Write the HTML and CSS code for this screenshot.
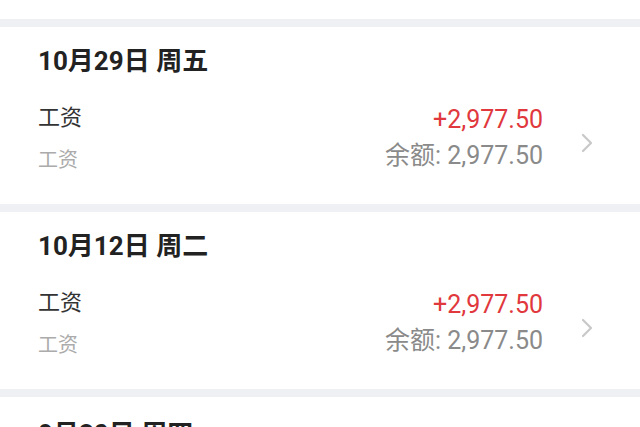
FILE: index.html
```html
<!DOCTYPE html>
<html lang="zh-CN">
<head>
    <meta charset="UTF-8">
    <meta name="viewport" content="width=device-width, initial-scale=1.0">
    <title>收支明细</title>
    <link rel="stylesheet" href="styles.css">
</head>
<body>
    <div class="card card-prev"></div>

    <div class="card">
        <div class="date">10月29日 周五</div>
        <div class="record">
            <div class="record-left">
                <div class="title">工资</div>
                <div class="sub">工资</div>
            </div>
            <div class="record-right">
                <div class="amount">+2,977.50</div>
                <div class="balance">余额: 2,977.50</div>
            </div>
            <svg class="arrow" width="14" height="20" viewBox="0 0 14 20">
                <path d="M3 2 L11 10 L3 18" fill="none" stroke="#c8c8c8" stroke-width="2.2" stroke-linecap="round" stroke-linejoin="round"/>
            </svg>
        </div>
    </div>

    <div class="card">
        <div class="date">10月12日 周二</div>
        <div class="record">
            <div class="record-left">
                <div class="title">工资</div>
                <div class="sub">工资</div>
            </div>
            <div class="record-right">
                <div class="amount">+2,977.50</div>
                <div class="balance">余额: 2,977.50</div>
            </div>
            <svg class="arrow" width="14" height="20" viewBox="0 0 14 20">
                <path d="M3 2 L11 10 L3 18" fill="none" stroke="#c8c8c8" stroke-width="2.2" stroke-linecap="round" stroke-linejoin="round"/>
            </svg>
        </div>
    </div>

    <div class="card card-last">
        <div class="date">9月30日 周四</div>
    </div>
</body>
</html>
```

FILE: styles.css
```css
body {
    margin: 0;
    background: #eef0f3;
    font-family: Roboto, "Noto Sans CJK SC", sans-serif;
    height: 427px;
    overflow: hidden;
}
.card {
    background: #fff;
    margin-bottom: 8px;
    padding: 17px 0 0 38px;
    height: 160px;
}
.card-prev {
    height: 19px;
    padding: 0;
}
.card-last {
    height: 40px;
    padding-top: 20px;
}
.date {
    font-size: 26px;
    line-height: 34px;
    font-weight: 700;
    color: #222;
}
.record {
    display: flex;
    align-items: flex-start;
    margin-top: 20px;
    padding-right: 46px;
}
.record-left {
    flex: 1;
}
.title {
    font-size: 22px;
    line-height: 40px;
    color: #333;
}
.sub {
    font-size: 20px;
    line-height: 36px;
    margin-top: 4px;
    color: #ababab;
}
.record-right {
    text-align: right;
    padding-top: 4px;
}
.amount {
    font-size: 25px;
    line-height: 36px;
    color: #e0383d;
}
.balance {
    font-size: 25px;
    line-height: 36px;
    color: #8a8a8a;
}
.arrow {
    margin-left: 37px;
    margin-top: 35px;
}
```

======

_Stated problem_.
Restate the whole of the material word for word without the pictures.

_Output_.
Write the HTML and CSS code for this screenshot.
FILE: index.html
```html
<!DOCTYPE html>
<html lang="zh-CN">
<head>
    <meta charset="UTF-8">
    <meta name="viewport" content="width=device-width, initial-scale=1.0">
    <title>收支明细</title>
    <link rel="stylesheet" href="styles.css">
</head>
<body>
    <div class="card card-prev"></div>

    <div class="card">
        <div class="date">10月29日 周五</div>
        <div class="record">
            <div class="record-left">
                <div class="title">工资</div>
                <div class="sub">工资</div>
            </div>
            <div class="record-right">
                <div class="amount">+2,977.50</div>
                <div class="balance">余额: 2,977.50</div>
            </div>
            <svg class="arrow" width="14" height="20" viewBox="0 0 14 20">
                <path d="M3 2 L11 10 L3 18" fill="none" stroke="#c8c8c8" stroke-width="2.2" stroke-linecap="round" stroke-linejoin="round"/>
            </svg>
        </div>
    </div>

    <div class="card">
        <div class="date">10月12日 周二</div>
        <div class="record">
            <div class="record-left">
                <div class="title">工资</div>
                <div class="sub">工资</div>
            </div>
            <div class="record-right">
                <div class="amount">+2,977.50</div>
                <div class="balance">余额: 2,977.50</div>
            </div>
            <svg class="arrow" width="14" height="20" viewBox="0 0 14 20">
                <path d="M3 2 L11 10 L3 18" fill="none" stroke="#c8c8c8" stroke-width="2.2" stroke-linecap="round" stroke-linejoin="round"/>
            </svg>
        </div>
    </div>

    <div class="card card-last">
        <div class="date">9月30日 周四</div>
    </div>
</body>
</html>
```

FILE: styles.css
```css
body {
    margin: 0;
    background: #eef0f3;
    font-family: Roboto, "Noto Sans CJK SC", sans-serif;
    height: 427px;
    overflow: hidden;
}
.card {
    background: #fff;
    margin-bottom: 8px;
    padding: 17px 0 0 38px;
    height: 160px;
}
.card-prev {
    height: 19px;
    padding: 0;
}
.card-last {
    height: 40px;
    padding-top: 20px;
}
.date {
    font-size: 26px;
    line-height: 34px;
    font-weight: 700;
    color: #222;
}
.record {
    display: flex;
    align-items: flex-start;
    margin-top: 20px;
    padding-right: 46px;
}
.record-left {
    flex: 1;
}
.title {
    font-size: 22px;
    line-height: 40px;
    color: #333;
}
.sub {
    font-size: 20px;
    line-height: 36px;
    margin-top: 4px;
    color: #ababab;
}
.record-right {
    text-align: right;
    padding-top: 4px;
}
.amount {
    font-size: 25px;
    line-height: 36px;
    color: #e0383d;
}
.balance {
    font-size: 25px;
    line-height: 36px;
    color: #8a8a8a;
}
.arrow {
    margin-left: 37px;
    margin-top: 35px;
}
```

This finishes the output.